Reproduce every line of the material below, but drop the pictures.

+++ Data shown

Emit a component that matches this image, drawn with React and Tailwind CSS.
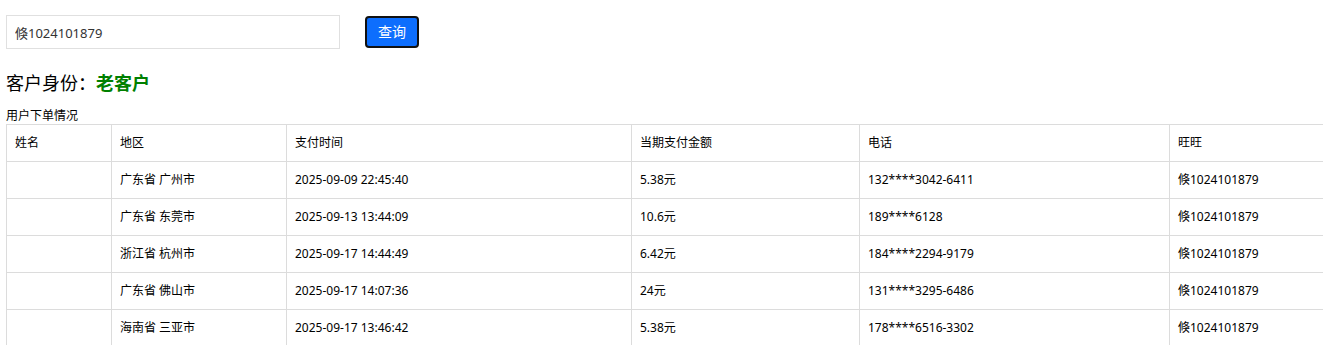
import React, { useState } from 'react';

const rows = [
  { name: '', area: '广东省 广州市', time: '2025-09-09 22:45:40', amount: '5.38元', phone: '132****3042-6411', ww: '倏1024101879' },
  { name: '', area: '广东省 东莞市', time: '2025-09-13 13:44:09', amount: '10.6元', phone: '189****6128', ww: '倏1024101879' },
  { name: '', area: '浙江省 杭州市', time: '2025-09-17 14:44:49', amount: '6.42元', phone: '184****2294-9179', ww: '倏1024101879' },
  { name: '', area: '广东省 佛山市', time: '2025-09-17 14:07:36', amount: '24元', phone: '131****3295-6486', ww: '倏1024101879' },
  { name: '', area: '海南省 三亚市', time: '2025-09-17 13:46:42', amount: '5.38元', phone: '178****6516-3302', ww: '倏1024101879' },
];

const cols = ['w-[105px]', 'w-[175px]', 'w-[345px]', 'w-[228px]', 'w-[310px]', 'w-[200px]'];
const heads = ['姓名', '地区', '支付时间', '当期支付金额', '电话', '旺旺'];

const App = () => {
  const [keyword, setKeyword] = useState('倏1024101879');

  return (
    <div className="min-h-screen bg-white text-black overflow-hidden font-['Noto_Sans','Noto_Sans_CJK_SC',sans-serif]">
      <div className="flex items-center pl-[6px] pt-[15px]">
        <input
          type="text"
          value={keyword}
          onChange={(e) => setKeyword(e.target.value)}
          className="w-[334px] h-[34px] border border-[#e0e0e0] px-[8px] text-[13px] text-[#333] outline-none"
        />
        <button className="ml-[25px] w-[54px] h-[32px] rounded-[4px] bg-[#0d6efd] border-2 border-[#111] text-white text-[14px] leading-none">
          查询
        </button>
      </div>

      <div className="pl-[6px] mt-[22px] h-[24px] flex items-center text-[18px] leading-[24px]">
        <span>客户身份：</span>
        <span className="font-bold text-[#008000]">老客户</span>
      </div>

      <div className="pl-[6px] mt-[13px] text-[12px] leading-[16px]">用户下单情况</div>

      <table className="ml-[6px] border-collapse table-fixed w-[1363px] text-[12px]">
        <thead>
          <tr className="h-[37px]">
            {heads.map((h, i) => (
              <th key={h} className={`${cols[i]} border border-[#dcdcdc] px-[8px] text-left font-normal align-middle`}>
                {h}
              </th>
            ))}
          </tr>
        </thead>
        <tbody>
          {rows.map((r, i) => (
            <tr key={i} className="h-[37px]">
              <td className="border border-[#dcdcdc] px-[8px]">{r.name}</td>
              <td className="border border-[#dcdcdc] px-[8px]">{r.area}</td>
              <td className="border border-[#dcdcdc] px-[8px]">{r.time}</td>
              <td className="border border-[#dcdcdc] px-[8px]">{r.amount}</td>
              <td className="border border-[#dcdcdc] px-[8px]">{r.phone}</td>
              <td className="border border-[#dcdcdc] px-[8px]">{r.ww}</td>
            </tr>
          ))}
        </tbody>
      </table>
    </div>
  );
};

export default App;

++++++

## Answer to the exercise
Emit a component that matches this image, drawn with React and Tailwind CSS.
import React, { useState } from 'react';

const rows = [
  { name: '', area: '广东省 广州市', time: '2025-09-09 22:45:40', amount: '5.38元', phone: '132****3042-6411', ww: '倏1024101879' },
  { name: '', area: '广东省 东莞市', time: '2025-09-13 13:44:09', amount: '10.6元', phone: '189****6128', ww: '倏1024101879' },
  { name: '', area: '浙江省 杭州市', time: '2025-09-17 14:44:49', amount: '6.42元', phone: '184****2294-9179', ww: '倏1024101879' },
  { name: '', area: '广东省 佛山市', time: '2025-09-17 14:07:36', amount: '24元', phone: '131****3295-6486', ww: '倏1024101879' },
  { name: '', area: '海南省 三亚市', time: '2025-09-17 13:46:42', amount: '5.38元', phone: '178****6516-3302', ww: '倏1024101879' },
];

const cols = ['w-[105px]', 'w-[175px]', 'w-[345px]', 'w-[228px]', 'w-[310px]', 'w-[200px]'];
const heads = ['姓名', '地区', '支付时间', '当期支付金额', '电话', '旺旺'];

const App = () => {
  const [keyword, setKeyword] = useState('倏1024101879');

  return (
    <div className="min-h-screen bg-white text-black overflow-hidden font-['Noto_Sans','Noto_Sans_CJK_SC',sans-serif]">
      <div className="flex items-center pl-[6px] pt-[15px]">
        <input
          type="text"
          value={keyword}
          onChange={(e) => setKeyword(e.target.value)}
          className="w-[334px] h-[34px] border border-[#e0e0e0] px-[8px] text-[13px] text-[#333] outline-none"
        />
        <button className="ml-[25px] w-[54px] h-[32px] rounded-[4px] bg-[#0d6efd] border-2 border-[#111] text-white text-[14px] leading-none">
          查询
        </button>
      </div>

      <div className="pl-[6px] mt-[22px] h-[24px] flex items-center text-[18px] leading-[24px]">
        <span>客户身份：</span>
        <span className="font-bold text-[#008000]">老客户</span>
      </div>

      <div className="pl-[6px] mt-[13px] text-[12px] leading-[16px]">用户下单情况</div>

      <table className="ml-[6px] border-collapse table-fixed w-[1363px] text-[12px]">
        <thead>
          <tr className="h-[37px]">
            {heads.map((h, i) => (
              <th key={h} className={`${cols[i]} border border-[#dcdcdc] px-[8px] text-left font-normal align-middle`}>
                {h}
              </th>
            ))}
          </tr>
        </thead>
        <tbody>
          {rows.map((r, i) => (
            <tr key={i} className="h-[37px]">
              <td className="border border-[#dcdcdc] px-[8px]">{r.name}</td>
              <td className="border border-[#dcdcdc] px-[8px]">{r.area}</td>
              <td className="border border-[#dcdcdc] px-[8px]">{r.time}</td>
              <td className="border border-[#dcdcdc] px-[8px]">{r.amount}</td>
              <td className="border border-[#dcdcdc] px-[8px]">{r.phone}</td>
              <td className="border border-[#dcdcdc] px-[8px]">{r.ww}</td>
            </tr>
          ))}
        </tbody>
      </table>
    </div>
  );
};

export default App;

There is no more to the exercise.